### Brief
From the listing below, extract every line in which the word "screenshot" appears.
▬▬▬▬▬▬▬▬▬▬
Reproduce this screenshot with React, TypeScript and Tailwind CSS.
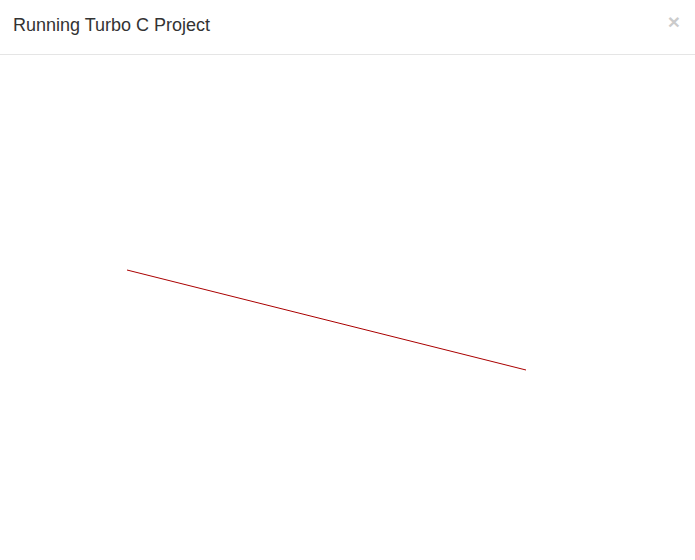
export default function App() {
  return (
    <div className="w-[695px] h-[560px] bg-white flex flex-col" style={{ fontFamily: '"Liberation Sans", Arial, sans-serif' }}>
      <div className="relative h-[55px] border-b border-[#e5e5e5] flex items-center px-[13px] shrink-0">
        <h4 className="text-[18px] leading-[26px] text-[#333] m-0 pb-[4px]">Running Turbo C Project</h4>
        <span className="absolute right-[15px] top-[11px] text-[21px] font-bold leading-[21px] text-[#000] opacity-20">×</span>
      </div>
      <div className="flex-1">
        <svg width="695" height="505" viewBox="0 55 695 505" className="block">
          <line x1="127" y1="270" x2="526" y2="370" stroke="#aa0000" strokeWidth="1" />
        </svg>
      </div>
    </div>
  );
}
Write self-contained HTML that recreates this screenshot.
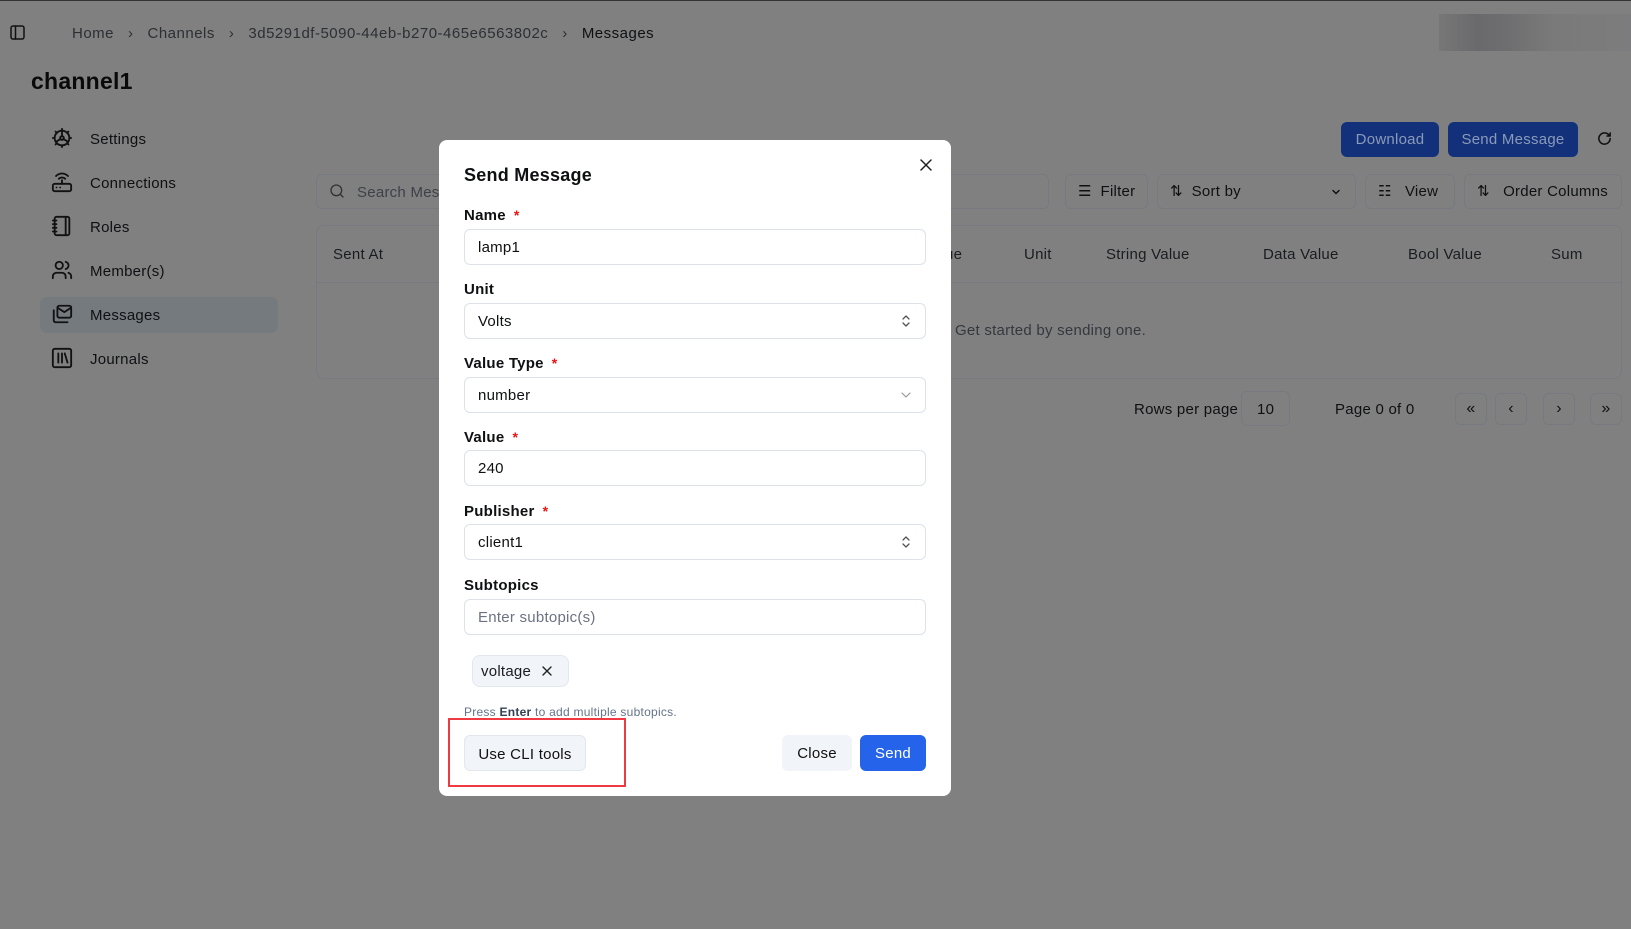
<!DOCTYPE html>
<html><head><meta charset="utf-8"><style>
*{box-sizing:border-box;margin:0;padding:0}
body{width:1631px;height:929px;overflow:hidden;background:#808080;font-family:"Liberation Sans",Arial,sans-serif;position:relative;color:#0f1012;letter-spacing:0.25px}
.a{position:absolute}
.t{position:absolute;white-space:nowrap;line-height:1;margin-top:1px}
svg{position:absolute;fill:none;stroke-linecap:round;stroke-linejoin:round}
.bx{position:absolute;border:1px solid #767a80;border-radius:6px}
.m{position:absolute;left:439px;top:140px;width:512px;height:656px;background:#fff;border-radius:8px}
.lb{position:absolute;left:25px;font-size:15px;font-weight:600;color:#0f1012;margin-top:1px}
.lb i{color:#e11;font-style:normal;margin-left:8px;font-size:14px}
.in{position:absolute;left:25px;width:462px;height:36px;border:1px solid #dde1e8;border-radius:6px;font-size:15px;padding-left:13px;line-height:36px;color:#0f1012}
.btn{position:absolute;border-radius:6px;font-size:15px;text-align:center;line-height:37px;height:36px}
</style></head><body>
<div class="a" style="left:0;top:0;width:1631px;height:1px;background:#333"></div>
<svg style="left:10px;top:25px" width="15" height="15" viewBox="0 0 15 15" stroke="#111" stroke-width="1.5"><rect x="1" y="1" width="13" height="13" rx="2"/><line x1="5.5" y1="1" x2="5.5" y2="14"/></svg>
<div class="t" style="left:72px;top:25px;font-size:15px;color:#2c2f33;letter-spacing:0.5px">Home&nbsp;&nbsp;&nbsp;›&nbsp;&nbsp;&nbsp;Channels&nbsp;&nbsp;&nbsp;›&nbsp;&nbsp;&nbsp;3d5291df-5090-44eb-b270-465e6563802c&nbsp;&nbsp;&nbsp;›&nbsp;&nbsp;&nbsp;<span style="color:#0f1012">Messages</span></div>
<div class="a" style="left:1439px;top:14px;width:192px;height:37px;background:linear-gradient(90deg,#777 0,#6a6a6c 20%,#6e6e70 35%,#7a7a7a 60%,#7c7c7e 100%)"></div>
<div class="t" style="left:31px;top:69px;font-size:23px;font-weight:bold;color:#0a0a0a">channel1</div>
<div class="a" style="left:40px;top:297px;width:238px;height:36px;background:#757a7e;border-radius:7px"></div>
<svg style="left:51px;top:127px" width="22" height="22" viewBox="0 0 24 24" stroke="#111" stroke-width="2"><circle cx="12" cy="12" r="8"/><circle cx="12" cy="12" r="2"/><path d="M12 2v2M12 20v2M2 12h2M20 12h2M5 5l1.5 1.5M17.5 17.5L19 19M5 19l1.5-1.5M17.5 6.5L19 5M12 10V4M10.5 13l-5 3M13.5 13l5 3"/></svg>
<svg style="left:51px;top:171px" width="22" height="22" viewBox="0 0 24 24" stroke="#111" stroke-width="2"><rect x="2" y="14" width="20" height="8" rx="2"/><path d="M6 18h.01M10 18h.01M12 14v-4M8.5 8.5a5 5 0 0 1 7 0M5.5 5.5a9 9 0 0 1 13 0"/></svg>
<svg style="left:51px;top:215px" width="22" height="22" viewBox="0 0 24 24" stroke="#111" stroke-width="2"><rect x="4" y="2" width="16" height="20" rx="2"/><path d="M2 6h4M2 10h4M2 14h4M2 18h4M16 2v20"/></svg>
<svg style="left:51px;top:259px" width="22" height="22" viewBox="0 0 24 24" stroke="#111" stroke-width="2"><circle cx="9" cy="7" r="4"/><path d="M2 21v-2a4 4 0 0 1 4-4h6a4 4 0 0 1 4 4v2M16 3.1a4 4 0 0 1 0 7.8M22 21v-2a4 4 0 0 0-3-3.9"/></svg>
<svg style="left:51px;top:303px" width="22" height="22" viewBox="0 0 24 24" stroke="#111" stroke-width="2"><rect x="7" y="3" width="15" height="13" rx="2"/><path d="M7 5l7.5 5L22 5M3 8v11a2 2 0 0 0 2 2h13"/></svg>
<svg style="left:51px;top:347px" width="22" height="22" viewBox="0 0 24 24" stroke="#111" stroke-width="2"><rect x="2" y="2" width="20" height="20" rx="2"/><path d="M8 7v10M12 7v10M15 7l3 10"/></svg>
<div class="t" style="left:90px;top:131px;font-size:15px">Settings</div>
<div class="t" style="left:90px;top:175px;font-size:15px">Connections</div>
<div class="t" style="left:90px;top:219px;font-size:15px">Roles</div>
<div class="t" style="left:90px;top:263px;font-size:15px">Member(s)</div>
<div class="t" style="left:90px;top:307px;font-size:15px">Messages</div>
<div class="t" style="left:90px;top:351px;font-size:15px">Journals</div>

<div class="btn" style="left:1341px;top:122px;width:98px;height:35px;background:#12317a;color:#8b9ab8;line-height:36px">Download</div>
<div class="btn" style="left:1448px;top:122px;width:130px;height:35px;background:#12317a;color:#8b9ab8;line-height:36px">Send Message</div>
<svg style="left:1597px;top:131px" width="15" height="15" viewBox="0 0 24 24" stroke="#111" stroke-width="2.5"><path d="M21 12a9 9 0 1 1-3-6.7L21 8M21 3v5h-5"/></svg>

<div class="bx" style="left:316px;top:174px;width:733px;height:35px"></div>
<svg style="left:329px;top:183px" width="16" height="16" viewBox="0 0 24 24" stroke="#333" stroke-width="2"><circle cx="11" cy="11" r="8"/><path d="M21 21l-4.3-4.3"/></svg>
<div class="t" style="left:357px;top:184px;font-size:15px;color:#3d4148">Search Mess</div>
<div class="bx" style="left:1065px;top:174px;width:83px;height:35px"></div>
<div class="t" style="left:1078px;top:183px;font-size:15px">☰&nbsp;&nbsp;Filter</div>
<div class="bx" style="left:1157px;top:174px;width:199px;height:35px"></div>
<div class="t" style="left:1170px;top:183px;font-size:15px">⇅&nbsp;&nbsp;Sort by</div>
<svg style="left:1330px;top:186px" width="12" height="12" viewBox="0 0 24 24" stroke="#111" stroke-width="3"><path d="M6 9l6 6 6-6"/></svg>
<div class="bx" style="left:1365px;top:174px;width:90px;height:35px"></div>
<div class="t" style="left:1378px;top:183px;font-size:15px">☷&nbsp;&nbsp;&nbsp;View</div>
<div class="bx" style="left:1464px;top:174px;width:158px;height:35px"></div>
<div class="t" style="left:1477px;top:183px;font-size:15px">⇅&nbsp;&nbsp;&nbsp;Order Columns</div>

<div class="bx" style="left:316px;top:225px;width:1306px;height:154px;border-radius:8px"></div>
<div class="a" style="left:316px;top:282px;width:1306px;height:1px;background:#767a80"></div>
<div class="t" style="left:333px;top:246px;font-size:15px;color:#1a1c20">Sent At</div>
<div class="t" style="left:945px;top:246px;font-size:15px;color:#1a1c20">ue</div>
<div class="t" style="left:1024px;top:246px;font-size:15px;color:#1a1c20">Unit</div>
<div class="t" style="left:1106px;top:246px;font-size:15px;color:#1a1c20">String Value</div>
<div class="t" style="left:1263px;top:246px;font-size:15px;color:#1a1c20">Data Value</div>
<div class="t" style="left:1408px;top:246px;font-size:15px;color:#1a1c20">Bool Value</div>
<div class="t" style="left:1551px;top:246px;font-size:15px;color:#1a1c20">Sum</div>
<div class="t" style="left:955px;top:322px;font-size:15px;color:#34383e">Get started by sending one.</div>
<div class="t" style="left:1134px;top:401px;font-size:15px">Rows per page</div>
<div class="bx" style="left:1241px;top:391px;width:49px;height:35px"></div>
<div class="t" style="left:1257px;top:401px;font-size:15px">10</div>
<div class="t" style="left:1335px;top:401px;font-size:15px">Page 0 of 0</div>
<div class="bx" style="left:1455px;top:393px;width:32px;height:32px;text-align:center;line-height:30px;font-size:16px">«</div>
<div class="bx" style="left:1495px;top:393px;width:32px;height:32px;text-align:center;line-height:30px;font-size:16px">‹</div>
<div class="bx" style="left:1543px;top:393px;width:32px;height:32px;text-align:center;line-height:30px;font-size:16px">›</div>
<div class="bx" style="left:1590px;top:393px;width:32px;height:32px;text-align:center;line-height:30px;font-size:16px">»</div>

<div class="m">
<div class="t" style="left:25px;top:25px;font-size:18px;font-weight:bold">Send Message</div>
<svg style="left:481px;top:19px" width="12" height="12" viewBox="0 0 12 12" stroke="#222" stroke-width="1.5"><path d="M1 1l10 10M11 1L1 11"/></svg>
<div class="lb" style="top:66px">Name<i>*</i></div>
<div class="in" style="top:89px">lamp1</div>
<div class="lb" style="top:140px">Unit</div>
<div class="in" style="top:163px">Volts</div>
<svg style="left:461px;top:174px" width="12" height="14" viewBox="0 0 12 14" stroke="#555" stroke-width="1.3"><path d="M3 5l3-3 3 3M3 9l3 3 3-3"/></svg>
<div class="lb" style="top:214px">Value Type<i>*</i></div>
<div class="in" style="top:237px">number</div>
<svg style="left:461px;top:250px" width="12" height="10" viewBox="0 0 12 10" stroke="#999" stroke-width="1.2"><path d="M2 3l4 4 4-4"/></svg>
<div class="lb" style="top:288px">Value<i>*</i></div>
<div class="in" style="top:310px">240</div>
<div class="lb" style="top:362px">Publisher<i>*</i></div>
<div class="in" style="top:384px">client1</div>
<svg style="left:461px;top:395px" width="12" height="14" viewBox="0 0 12 14" stroke="#555" stroke-width="1.3"><path d="M3 5l3-3 3 3M3 9l3 3 3-3"/></svg>
<div class="lb" style="top:436px">Subtopics</div>
<div class="in" style="top:459px;color:#6b7280">Enter subtopic(s)</div>
<div class="a" style="left:33px;top:515px;width:97px;height:32px;background:#f1f4f8;border:1px solid #e2e7ee;border-radius:8px"></div>
<div class="t" style="left:42px;top:523px;font-size:15px;color:#1a1c20">voltage</div>
<svg style="left:103px;top:526px" width="10" height="10" viewBox="0 0 10 10" stroke="#222" stroke-width="1.4"><path d="M1 1l8 8M9 1L1 9"/></svg>
<div class="t" style="left:25px;top:565px;font-size:12px;color:#64748b">Press <b style="color:#334155">Enter</b> to add multiple subtopics.</div>
<div class="btn" style="left:25px;top:595px;width:122px;background:#f1f4f8;border:1px solid #e2e7ee;color:#111">Use CLI tools</div>
<div class="btn" style="left:343px;top:595px;width:70px;background:#f1f4f8;color:#111">Close</div>
<div class="btn" style="left:421px;top:595px;width:66px;background:#2563eb;color:#fff">Send</div>
</div>
<div class="a" style="left:448px;top:718px;width:178px;height:69px;border:2px solid #ef3a44"></div>
</body></html>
▬▬▬▬▬▬▬▬▬▬
### Written reply
Reproduce this screenshot with React, TypeScript and Tailwind CSS.
Write self-contained HTML that recreates this screenshot.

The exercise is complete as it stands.